Giani Stuparich (April 4, 1891 – April 7, 1961) was an Italian writer. He was born in Trieste, then in the Austrian-Hungarian Empire. In 1948 he won a gold medal in the art competitions of the Olympic Games for his "La Grotta" ("The Cave").

== Biography ==
Giani Stuparich was born in Trieste on April 4, 1891 to a family of Jewish origins. He studied briefly at Charles University in Prague (1913), then moved to Florence, where he took a degree in literature (1915), and befriended Scipio Slataper. After university, he began to write for the literary magazine La Voce.

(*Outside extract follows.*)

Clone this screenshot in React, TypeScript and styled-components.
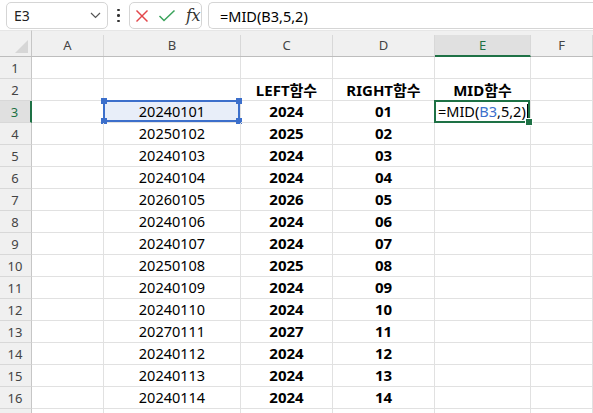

He and his brother Carlo Stuparich were volunteers in World War I. He later published a terse war diary, Guerra del '15 (1931), and a choral novel, Ritorneranno (1941), based on his experiences. A schoolteacher for many years, he was opposed to Fascism and during World War II was arrested and deported for his presumed Judaism. In the 1940s he was romantically attached to the clothing designer and publisher, Anita Pittoni.

== Works ==
As well as auto-biographical memoirs, notably Trieste nei miei ricordi (1948), Stuparich wrote stories and short novels, one of the most successful being L'isola (1942), which focuses on a tragic father-son relationship. Simone (1953), his last novel, is a highly literary foray into fantasy.